Desse ambiente, ao mesmo tempo risonho e dantesco, o leitor é transportado para o interior dos estaleiros. Aqui, ele assiste ao confronto do discurso com a prática. De saída, Miceli apresenta as idéias acerca da construção naval defendidas pelo arquiteto seiscentista João Batista Lavanha. Preocupado com o fato de essa nobre arte estar entregue à grosseira prática dos fabricadores de navios, Lavanha inicia a redação de um tratado (obra inacabada), no qual procura dar a conhecer os preceitos certos e determinados para a fabricação dos navios.
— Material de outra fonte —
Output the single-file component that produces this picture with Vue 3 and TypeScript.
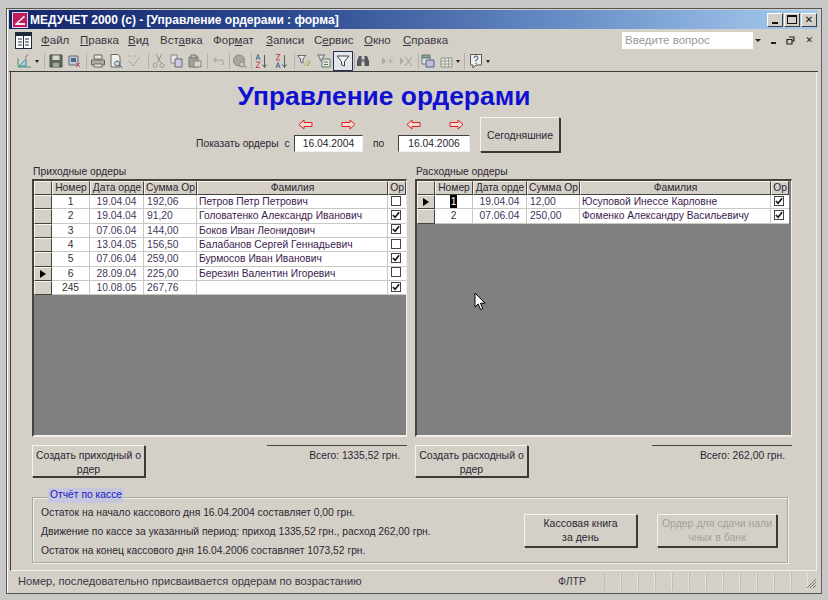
<script setup lang="ts">
type Shape = { d: string; f?: string; s?: string };
type Tool = { id: string; w: number; sep?: boolean; arrow?: boolean; active?: boolean; shapes?: Shape[] };

const tools: Tool[] = [
  { id: 'wiz', w: 25, arrow: true, shapes: [
    { d: 'M2 14V5M2 14H15', s: '#2f8a6a' }, { d: 'M3 13L10 6V13Z', f: '#9fd8c8', s: '#2f7f8f' }, { d: 'M9 5L12 1.5', s: '#c03a3a' } ] },
  { id: 's1', w: 7, sep: true },
  { id: 'save', w: 18, shapes: [
    { d: 'M2 2H14V14H2Z', f: '#4a5a4a', s: '#333' }, { d: 'M4.5 2.5H11.5V7H4.5Z', f: '#d8d8d0' }, { d: 'M5 10H11V14H5Z', f: '#9aa09a' } ] },
  { id: 'form', w: 18, shapes: [
    { d: 'M3 3H12V12H3Z', f: '#b9c9d4', s: '#556' }, { d: 'M5 5H10V9H5Z', f: '#3a5a7a' }, { d: 'M10 10L14 14M14 10L10 14', s: '#c2305a' } ] },
  { id: 's2', w: 6, sep: true },
  { id: 'print', w: 18, shapes: [
    { d: 'M4 2H12V6H4Z', f: '#e8e8e2', s: '#555' }, { d: 'M1.5 7H14.5V12H1.5Z', f: '#a8a8a0', s: '#555' }, { d: 'M4 11H12V14H4Z', f: '#eee', s: '#555' } ] },
  { id: 'prev', w: 18, shapes: [
    { d: 'M3 1.5H10L12 4V14H3Z', f: '#f4f4f0', s: '#555' }, { d: 'M9 8a2.5 2.5 0 1 0 .01 0Z', f: '#c8e0e8', s: '#345' }, { d: 'M11 12L14.5 15', s: '#345' } ] },
  { id: 'spell', w: 20, shapes: [
    { d: 'M2 3H5M7 3H10M12 3H14', s: '#a8a8a4' }, { d: 'M3 8L7 13L13 5', s: '#9c9c98' } ] },
  { id: 's3', w: 5, sep: true },
  { id: 'cut', w: 18, shapes: [
    { d: 'M5 1L10 10M11 1L6 10', s: '#8a8a88' }, { d: 'M4 10.5a2 2 0 1 0 .01 0ZM11 10.5a2 2 0 1 0 .01 0Z', s: '#8a8a88' } ] },
  { id: 'copy', w: 18, shapes: [
    { d: 'M2 2H8V10H2Z', f: '#ecece6', s: '#777' }, { d: 'M6 6H13V14H6Z', f: '#c9c9ea', s: '#556' } ] },
  { id: 'paste', w: 18, shapes: [
    { d: 'M2 4H11V14H2Z', f: '#9b9b90', s: '#666' }, { d: 'M4 2H9V5H4Z', f: '#bbb', s: '#666' }, { d: 'M7 8H14V14H7Z', f: '#d8d8d4', s: '#777' } ] },
  { id: 's4', w: 6, sep: true },
  { id: 'undo', w: 16, shapes: [ { d: 'M5 7H11Q13.5 7 13.5 10Q13.5 12 11 12M5 4.5V9.5L2.5 7Z', s: '#9c9c98' } ] },
  { id: 's5', w: 5, sep: true },
  { id: 'web', w: 18, shapes: [
    { d: 'M7 2a5.5 5.5 0 1 0 .01 0Z', f: '#a0a09a', s: '#777' }, { d: 'M10 9a2.5 2.5 0 1 0 .01 0Z', f: '#c8c8c4', s: '#777' }, { d: 'M11.5 12.5L15 15', s: '#777' } ] },
  { id: 's6', w: 3, sep: true },
  { id: 'az', w: 20, shapes: [
    { d: 'M3 7L5 1.5L7 7M3.8 5H6.2', s: '#2a5a9a' }, { d: 'M3 9H7L3 14.5H7', s: '#c03030' }, { d: 'M11.5 2V14M9.5 11.5L11.5 14.5L13.5 11.5', s: '#3a4a4a' } ] },
  { id: 'za', w: 20, shapes: [
    { d: 'M3 1.5H7L3 7H7', s: '#c03030' }, { d: 'M3 15L5 9.5L7 15M3.8 13H6.2', s: '#2a5a9a' }, { d: 'M11.5 2V14M9.5 11.5L11.5 14.5L13.5 11.5', s: '#3a4a4a' } ] },
  { id: 's7', w: 3, sep: true },
  { id: 'fsel', w: 20, shapes: [
    { d: 'M1.5 2.5H10L7 6V10L4.5 9V6Z', f: '#e8e8e2', s: '#556' }, { d: 'M8 13L13 6', s: '#c8b820' }, { d: 'M11 13L14.5 8', s: '#6a9a40' } ] },
  { id: 'fform', w: 18, shapes: [
    { d: 'M1.5 2H9L6.5 5V8L4 7V5Z', f: '#e8e8e2', s: '#556' }, { d: 'M6 6H14V14H6Z', f: '#e8eee4', s: '#4a6a5a' }, { d: 'M8 9H12M8 11.5H12', s: '#4a6a5a' } ] },
  { id: 'fapply', w: 20, active: true, shapes: [ { d: 'M2 3H14L9.5 8.5V13L6.5 12V8.5Z', f: '#f0f2f6', s: '#1a2a3a' } ] },
  { id: 's8', w: 1, sep: true },
  { id: 'find', w: 24, shapes: [
    { d: 'M2 8L4 3H6.5V13H2ZM9.5 3H12L14 8V13H9.5Z', f: '#3a4048' }, { d: 'M6 6H10V9H6Z', f: '#6a7078' } ] },
  { id: 'goto', w: 19, shapes: [ { d: 'M3 4L7 8L3 12Z', f: '#a4a4a0' }, { d: 'M9 8H14M11.5 5.5V10.5', s: '#a4a4a0' } ] },
  { id: 'del', w: 19, shapes: [ { d: 'M2 4L6 8L2 12Z', f: '#a4a4a0' }, { d: 'M7 4L14 13M14 4L7 13', s: '#949490' } ] },
  { id: 's9', w: 3, sep: true },
  { id: 'win', w: 18, shapes: [
    { d: 'M2 2H10V5H2Z', f: '#7a9a9a', s: '#4a6a6a' }, { d: 'M2 5H10V11H2Z', f: '#e8ecec', s: '#4a6a6a' }, { d: 'M6 7H14V14H6Z', f: '#b4bcdc', s: '#4a4a7a' } ] },
  { id: 'tbl', w: 24, arrow: true, shapes: [
    { d: 'M3 5H14V14H3Z', f: '#f0f0ea', s: '#7a8a7a' }, { d: 'M3 8H14M3 11H14M7 5V14M10.5 5V14', s: '#8a9a8a' } ] },
  { id: 's10', w: 6, sep: true },
  { id: 'help', w: 24, arrow: true, shapes: [
    { d: 'M2.5 1.5H13.5V12H8L5 15V12H2.5Z', f: '#f6f6f0', s: '#444' }, { d: 'M6 5Q6 3 8 3Q10 3 10 5Q10 6.5 8 7V8.5M8 9.8V11', s: '#1a2a6a' } ] },
];

const menu = [
  { pre: '', key: 'Ф', post: 'айл', w: 39 },
  { pre: '', key: 'П', post: 'равка', w: 48 },
  { pre: '', key: 'В', post: 'ид', w: 32 },
  { pre: 'Вст', key: 'а', post: 'вка', w: 53 },
  { pre: 'Фор', key: 'м', post: 'ат', w: 53 },
  { pre: '', key: 'З', post: 'аписи', w: 48 },
  { pre: 'С', key: 'е', post: 'рвис', w: 50 },
  { pre: '', key: 'О', post: 'кно', w: 39 },
  { pre: '', key: 'С', post: 'правка', w: 50 },
];

type Row = { n: string; d: string; s: string; name: string; ok: boolean; current?: boolean; selected?: boolean };
const income: Row[] = [
  { n: '1', d: '19.04.04', s: '192,06', name: 'Петров Петр Петрович', ok: false },
  { n: '2', d: '19.04.04', s: '91,20', name: 'Головатенко Александр Иванович', ok: true },
  { n: '3', d: '07.06.04', s: '144,00', name: 'Боков Иван Леонидович', ok: true },
  { n: '4', d: '13.04.05', s: '156,50', name: 'Балабанов Сергей Геннадьевич', ok: false },
  { n: '5', d: '07.06.04', s: '259,00', name: 'Бурмосов Иван Иванович', ok: true },
  { n: '6', d: '28.09.04', s: '225,00', name: 'Березин Валентин Игоревич', ok: false, current: true },
  { n: '245', d: '10.08.05', s: '267,76', name: '', ok: true },
];
const outcome: Row[] = [
  { n: '1', d: '19.04.04', s: '12,00', name: 'Юсуповой Инессе Карловне', ok: true, current: true, selected: true },
  { n: '2', d: '07.06.04', s: '250,00', name: 'Фоменко Александру Васильевичу', ok: true },
];
const panels = [
  { title: 'Приходные ордеры', rows: income, btn: ['Создать приходный о', 'рдер'], total: 'Всего: 1335,52 грн.' },
  { title: 'Расходные ордеры', rows: outcome, btn: ['Создать расходный о', 'рдер'], total: 'Всего: 262,00 грн.' },
];
const cells = Array.from({ length: 12 }, (_, i) => i);
</script>

<template>
  <div class="shell">
    <div class="win">
      <div class="title">
        <svg class="logo" width="16" height="16" viewBox="0 0 16 16">
          <rect width="16" height="16" fill="#d8d8e4" />
          <rect x="1" y="1" width="14" height="14" fill="#c21a5a" />
          <path d="M3 12L12 3.5L13 5L6 11L13 11V13H3Z" fill="#f4e8ee" />
        </svg>
        <span class="title-text">МЕДУЧЕТ 2000 (с) - [Управление ордерами : форма]</span>
        <div class="caps">
          <button class="cap"><span class="c-min"></span></button>
          <button class="cap"><span class="c-max"></span></button>
          <button class="cap c-x">✕</button>
        </div>
      </div>

      <div class="menubar">
        <div class="doc-ico">
          <svg width="17" height="17" viewBox="0 0 17 17">
            <rect x="0.5" y="0.5" width="16" height="16" fill="#fff" stroke="#1c2a3a" />
            <path d="M1 1H16V4H1Z" fill="#1c2a3a" />
            <path d="M8.5 4V16M3 7H7M3 10H7M3 13H7M10 7H14M10 10H14M10 13H14" stroke="#1c2a3a" fill="none" />
          </svg>
        </div>
        <span v-for="m in menu" :key="m.pre + m.key" class="mi" :style="{ width: m.w + 'px' }">{{ m.pre }}<u>{{ m.key }}</u>{{ m.post }}</span>
        <div class="spring"></div>
        <div class="ask">
          <span class="ask-text">Введите вопрос</span>
          <span class="ask-drop"></span>
        </div>
        <div class="doc-caps">
          <span class="d-min"></span>
          <svg width="9" height="9" viewBox="0 0 9 9"><path d="M3 1H8V5H6.5M1 3.5H6V8H1Z" fill="none" stroke="#222" stroke-width="1.2" /></svg>
          <span class="d-x">✕</span>
        </div>
      </div>

      <div class="toolbar">
        <template v-for="t in tools" :key="t.id">
          <span v-if="t.sep" class="sep" :style="{ width: t.w + 'px' }"></span>
          <span v-else class="tool" :class="{ active: t.active }" :style="{ width: t.w + 'px' }">
            <svg width="16" height="16" viewBox="0 0 16 16">
              <path v-for="(p, i) in t.shapes" :key="i" :d="p.d" :fill="p.f || 'none'" :stroke="p.s || 'none'" />
            </svg>
            <i v-if="t.arrow" class="drop"></i>
          </span>
        </template>
      </div>

      <div class="form">
        <h1 class="heading">Управление ордерами</h1>

        <div class="filter">
          <span class="f-label">Показать ордеры&nbsp; с</span>
          <div class="datebox first">
            <div class="arrows">
              <svg width="15" height="11" viewBox="0 0 15 11"><path d="M1 5.5L6 1V3.5H14V7.5H6V10Z" fill="#f2dcd4" stroke="#e02020" /></svg>
              <svg width="15" height="11" viewBox="0 0 15 11"><path d="M14 5.5L9 1V3.5H1V7.5H9V10Z" fill="#f2dcd4" stroke="#e02020" /></svg>
            </div>
            <div class="input">16.04.2004</div>
          </div>
          <span class="f-po">по</span>
          <div class="datebox second">
            <div class="arrows">
              <svg width="15" height="11" viewBox="0 0 15 11"><path d="M1 5.5L6 1V3.5H14V7.5H6V10Z" fill="#f2dcd4" stroke="#e02020" /></svg>
              <svg width="15" height="11" viewBox="0 0 15 11"><path d="M14 5.5L9 1V3.5H1V7.5H9V10Z" fill="#f2dcd4" stroke="#e02020" /></svg>
            </div>
            <div class="input">16.04.2006</div>
          </div>
          <button class="btn today">Сегодняшние</button>
        </div>

        <div class="panels">
          <section v-for="p in panels" :key="p.title" class="panel">
            <div class="p-title">{{ p.title }}</div>
            <div class="grid">
              <div class="row head">
                <span class="sel"></span>
                <span class="h">Номер</span>
                <span class="h">Дата орде</span>
                <span class="h hl">Сумма Ор</span>
                <span class="h">Фамилия</span>
                <span class="h">Ор</span>
              </div>
              <div v-for="r in p.rows" :key="r.n" class="row body">
                <span class="sel"><i v-if="r.current" class="ptr"></i></span>
                <span class="c cn"><b v-if="r.selected" class="selected">{{ r.n }}</b><template v-else>{{ r.n }}</template></span>
                <span class="c cd">{{ r.d }}</span>
                <span class="c cs">{{ r.s }}</span>
                <span class="c cf">{{ r.name }}</span>
                <span class="c ck"><i class="check"><svg v-if="r.ok" width="8" height="8" viewBox="0 0 9 9"><path d="M1 4.5L3.5 7L8 1.5" fill="none" stroke="#111" stroke-width="1.8" /></svg></i></span>
              </div>
            </div>
            <div class="p-foot">
              <button class="btn create">{{ p.btn[0] }}<br />{{ p.btn[1] }}</button>
              <div class="total">{{ p.total }}</div>
            </div>
          </section>
        </div>

        <div class="report">
          <span class="legend">Отчёт по кассе</span>
          <div class="lines">
            <p>Остаток на начало кассового дня 16.04.2004 составляет 0,00 грн.</p>
            <p>Движение по кассе за указанный период: приход 1335,52 грн., расход 262,00 грн.</p>
            <p>Остаток на конец кассового дня 16.04.2006 составляет 1073,52 грн.</p>
          </div>
          <button class="btn rep">Кассовая книга<br />за день</button>
          <button class="btn rep dis">Ордер для сдачи нали<br />чных в банк</button>
        </div>
      </div>

      <div class="status">
        <span class="st-main">Номер, последовательно присваивается ордерам по возрастанию</span>
        <span class="st-flt">ФЛТР</span>
        <span v-for="c in cells" :key="c" class="st-cell"></span>
        <svg class="grip" width="12" height="12" viewBox="0 0 12 12"><path d="M11 2L2 11M11 5L5 11M11 8L8 11" stroke="#777" fill="none" /></svg>
      </div>
    </div>

    <svg class="cursor" width="12" height="19" viewBox="0 0 12 19">
      <path d="M1 1V15L4.2 12L6.5 17.5L8.8 16.5L6.5 11.2H11Z" fill="#fff" stroke="#000" />
    </svg>
  </div>
</template>

<style>
html, body { margin: 0; background: #c4c4c2; }
</style>

<style scoped>
* { box-sizing: border-box; }
.shell {
  position: relative;
  width: 828px;
  height: 600px;
  padding: 8px 6px 6px 6px;
  background: #c8c8c6;
  font-family: "Liberation Sans", Arial, sans-serif;
  font-size: 10.3px;
  color: #2c2630;
  overflow: hidden;
}
.win {
  height: 586px;
  border: 1px solid #55554f;
  border-right-color: #606060;
  background: #d4d0c8;
  padding: 1px 3px 2px 2px;
  display: flex;
  flex-direction: column;
  box-shadow: inset 1px 0 #fff;
}
.title {
  height: 19px;
  flex: none;
  display: flex;
  align-items: center;
  padding-left: 3px;
  background: linear-gradient(90deg, #14246a 0%, #2c4a90 35%, #6a90c8 70%, #a8cdf0 100%);
}
.logo { flex: none; }
.title-text {
  margin-left: 2px;
  color: #fff;
  font-weight: 700;
  font-size: 12px;
  white-space: nowrap;
}
.caps { margin-left: auto; display: flex; gap: 1px; padding-right: 1px; }
.cap {
  width: 16px;
  height: 14px;
  padding: 0;
  background: #d4d0c8;
  border: 1px solid;
  border-color: #fff #404040 #404040 #fff;
  font-size: 10px;
  font-weight: 700;
  color: #111;
  display: flex;
  align-items: center;
  justify-content: center;
  font-family: "DejaVu Sans", sans-serif;
}
.c-min { width: 6px; height: 2px; background: #111; margin-top: 6px; }
.c-max { width: 10px; height: 9px; border: 1px solid #111; border-top-width: 2px; }

.menubar {
  height: 22px;
  flex: none;
  display: flex;
  align-items: center;
  padding-left: 6px;
  font-size: 11.5px;
  color: #3a3640;
}
.doc-ico { width: 26px; flex: none; display: flex; }
.mi { flex: none; white-space: nowrap; }
.mi u { text-underline-offset: 1px; }
.spring { flex: 1; }
.ask {
  width: 141px;
  height: 17px;
  background: #fff;
  display: flex;
  align-items: center;
  justify-content: space-between;
  padding-left: 3px;
  color: #9a9a9a;
  font-size: 11.5px;
}
.ask-drop {
  width: 10px;
  height: 100%;
  background: #d4d0c8;
  position: relative;
}
.ask-drop::after {
  content: "";
  position: absolute;
  left: 2px;
  top: 7px;
  border: 3px solid transparent;
  border-top: 3px solid #222;
}
.doc-caps {
  width: 55px;
  display: flex;
  align-items: center;
  justify-content: space-between;
  padding: 0 5px 0 8px;
}
.d-min { width: 5px; height: 2px; background: #222; margin-top: 6px; }
.d-x { font-size: 9px; font-weight: 700; color: #222; font-family: "DejaVu Sans", sans-serif; }

.toolbar {
  height: 21px;
  flex: none;
  display: flex;
  align-items: center;
  padding-left: 6px;
  border-bottom: 1px solid #3c3c38;
}
.tool {
  flex: none;
  height: 20px;
  display: flex;
  align-items: center;
  justify-content: flex-start;
  position: relative;
  padding-left: 1px;
}
.tool svg { opacity: 0.85; }
.tool.active {
  background: #e6e6ea;
  border: 1px solid #20305a;
  justify-content: center;
  padding-left: 0;
}
.drop {
  position: absolute;
  right: 1px;
  top: 9px;
  border: 2.5px solid transparent;
  border-top: 3px solid #222;
}
.sep { flex: none; height: 16px; position: relative; }
.sep::after {
  content: "";
  position: absolute;
  left: 50%;
  top: 0;
  width: 1px;
  height: 16px;
  background: #b4b0a8;
}

.form {
  flex: 1;
  min-height: 0;
  margin: 0 1px;
  border-left: 1px solid #3c3c38;
  border-right: 1px solid #f0efe9;
  border-bottom: 1px solid #f0efe9;
  display: flex;
  flex-direction: column;
  padding-left: 21px;
}
.heading {
  margin: 8px 0 0 0;
  padding-right: 80px;
  text-align: center;
  color: #1010d0;
  font-size: 26.4px;
  line-height: 32px;
  font-weight: 700;
}
.filter {
  display: flex;
  align-items: flex-end;
  margin: 4px 0 0 164px;
  height: 36px;
}
.f-label { width: 98px; height: 17px; line-height: 17px; flex: none; white-space: nowrap; }
.f-po { width: 35px; padding-left: 10px; height: 17px; line-height: 17px; flex: none; }
.datebox { flex: none; width: 69px; display: flex; flex-direction: column; }
.datebox.second { width: 72px; }
.arrows {
  height: 19px;
  display: flex;
  gap: 28px;
  padding-top: 3px;
  padding-left: 4px;
}
.second .arrows { padding-left: 8px; }
.input {
  height: 17px;
  background: #fff;
  border: 1px solid;
  border-color: #404040 #f0f0f0 #f0f0f0 #404040;
  text-align: center;
  line-height: 15px;
}
.btn {
  background: #d4d0c8;
  border: 1px solid;
  border-color: #f4f3ee #3a3a36 #3a3a36 #f4f3ee;
  box-shadow: 1px 1px 0 #3a3a36;
  font-family: inherit;
  font-size: 10.5px;
  color: #2c2630;
  padding: 0;
  line-height: 14px;
}
.today { width: 80px; height: 35px; margin-left: 10px; flex: none; }

.panels { display: flex; gap: 8px; margin-top: 13px; }
.panel { width: 375px; flex: none; }
.panel + .panel { width: 377px; }
.p-title { height: 14px; line-height: 14px; padding-left: 1px; }
.grid {
  height: 258px;
  background: #808080;
  border: 1px solid;
  border-width: 2px 1px 2px 2px;
  border-color: #44443f #f0efe9 #f0efe9 #44443f;
}
.row {
  display: grid;
  grid-template-columns: 18px 38px 54px 53px 191px 18px;
  height: 14px;
  width: 372px;
  line-height: 14px;
}
.row.body { height: 14.33px; }
.sel {
  background: #d4d0c8;
  border: 1px solid;
  border-color: #f4f3ee #44443f #44443f #f4f3ee;
  display: flex;
  align-items: center;
  justify-content: center;
}
.head .h {
  background: #d4d0c8;
  border: 1px solid;
  border-color: #f4f3ee #44443f #44443f #f4f3ee;
  text-align: center;
  overflow: hidden;
  white-space: nowrap;
  line-height: 12px;
}
.head .hl { text-align: left; padding-left: 1px; }
.c {
  background: #fff;
  border-right: 1px solid #c8c8c4;
  border-bottom: 1px solid #c8c8c4;
  white-space: nowrap;
  overflow: hidden;
  color: #4a2a5a;
}
.cn { text-align: center; color: #333; }
.cd { text-align: center; color: #44365a; }
.cs { padding-left: 3px; color: #44365a; }
.cf { padding-left: 2px; color: #3c1c50; }
.ck { display: flex; align-items: center; justify-content: center; border-right: 0; padding-right: 2px; }
.selected { background: #000; color: #fff; font-weight: 400; padding: 0 1px; display: inline-block; height: 13px; }
.check {
  width: 10px;
  height: 10px;
  display: flex;
  align-items: center;
  justify-content: center;
  background: #fff;
  border: 1px solid #444;
  margin-top: -2px;
}
.ptr {
  border-left: 6px solid #000;
  border-top: 4px solid transparent;
  border-bottom: 4px solid transparent;
}
.p-foot { display: flex; justify-content: space-between; margin-top: 8px; height: 33px; }
.create { width: 113px; height: 32px; flex: none; padding-top: 1px; }
.total {
  width: 140px;
  height: 20px;
  border-top: 1px solid #44443f;
  text-align: right;
  padding: 4px 7px 0 0;
}
.report {
  position: relative;
  width: 756px;
  height: 66px;
  margin-top: 19px;
  padding: 0 10px 0 8px;
  border: 1px solid #a8a8a2;
  box-shadow: inset 1px 1px 0 #f0efe9, 1px 1px 0 #f0efe9;
  display: flex;
  align-items: center;
}
.legend {
  position: absolute;
  left: 15px;
  top: -10px;
  width: 76px;
  height: 15px;
  padding-left: 2px;
  line-height: 14px;
  color: #1818c8;
  background: #c6c6dc;
}
.lines { flex: 1; margin-top: 3px; }
.lines p { margin: 0; height: 19px; line-height: 19px; }
.rep { width: 113px; height: 33px; flex: none; }
.dis { width: 120px; margin-left: 20px; color: #a2a09a; }

.status {
  height: 20px;
  flex: none;
  display: flex;
  align-items: center;
  padding-left: 9px;
  font-size: 11.15px;
  color: #3a3640;
  position: relative;
}
.st-main { width: 536px; flex: none; white-space: nowrap; }
.st-flt { width: 50px; flex: none; padding-left: 4px; font-size: 10.5px; }
.st-cell { width: 17px; height: 17px; flex: none; border-right: 1px solid #e4e2dc; border-left: 1px solid #c0bdb6; }
.grip { position: absolute; right: 1px; bottom: 2px; }
.cursor { position: absolute; left: 474px; top: 292px; }
</style>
É essa espécie de manual, com as suas muitas regras e prescrições, que o historiador põe em cena para, em seguida, cotejar as recomendações aí contidas com a prática efetiva dos, muitas vezes desqualificados, mestres, carpinteiros e calafates que trabalhavam na Ribeira das Naus, em Lisboa. Ao preciosismo do arquiteto, contrapõe-se o imediatismo dos artesãos, que tinham de lidar com a estreiteza dos prazos, a baixa qualidade das matérias-primas e os muitos interesses ecônomicos que regiam a empresa marítima.
Conhecido o cenário das partidas e os contornos das naus, o leitor está pronto para embarcar. Começa, então, aquilo que o autor denomina a antiepopéia dos descobrimentos. Nas viagens narradas por Miceli, há pouco espaço para a conhecida e cantada bravura dos aventureiros portugueses.
Em seu lugar, o que encontramos são pilotos inaptos, que conduzem os navios para a perdição; são mapas imprecisos, que lançam as naus em caminhos incertos e infindáveis; são marinheiros famintos, disputando aos socos um biscoito mofado; são passageiros e tripulantes enfermos, disseminando a doença e a morte pela embarcação; são navios mal construídos, incapazes de resistir à violência das tempestades marítimas; são depósitos de carga lotados de mercadorias, comprometendo o equilíbrio das naus; enfim, são as múltiplas facetas de uma empresa que contou com muito improviso, que foi dominada pelos interesses de mercadores e governantes e que teve enormes custos humanos.
Em meio a essas cenas pouco heróicas, o leitor tem a oportunidade de conhecer alguns aspectos curiosos da difícil vida a bordo das naus: o perfil das tripulações, as hierarquias a que estavam sujeitas, a sua alimentação, os seus passatempos etc. Desse quadro variado, dois detalhes merecem destaque: a religiosidade de bordo e o drama dos naufrágios. Ao olharmos para o primeiro, vislumbramos os padres controlando a moralidade dos marujos, restringindo a circulação das mulheres e punindo os excessos dos pecadores; vislumbramos também as procissões e as arrebatadas manifestações de misticismo. Ao contemplarmos o segundo, o que vem à tona, em três atos, como quer o autor, são as agruras do tempo e o prenúncio da tragédia, o desespero dos homens lançados ao mar e o desalento dos náufragos após a catástrofe.
Eis, em linhas gerais, o esboço desse mundo das navegações traçado por Miceli. Restrições? Uma não muito importante: a presença de um primeiro capítulo teórico que pouco ou nada acrescenta à obra, já que esta, no seu próprio corpo, deixa bastante claras as opções teórico-metodológicas do autor. Afora esse aspecto, "O Ponto Onde Estamos" tem todos os elementos para levar o leitor a percorrer por inteiro os limites do território que demarca.


Jean Marcel Carvalho França é mestre em sociologia da cultura, doutor em literatura comparada pela Universidade Federal de Minas Gerais e pesquisador na Universidade Nova de Lisboa (Portugal).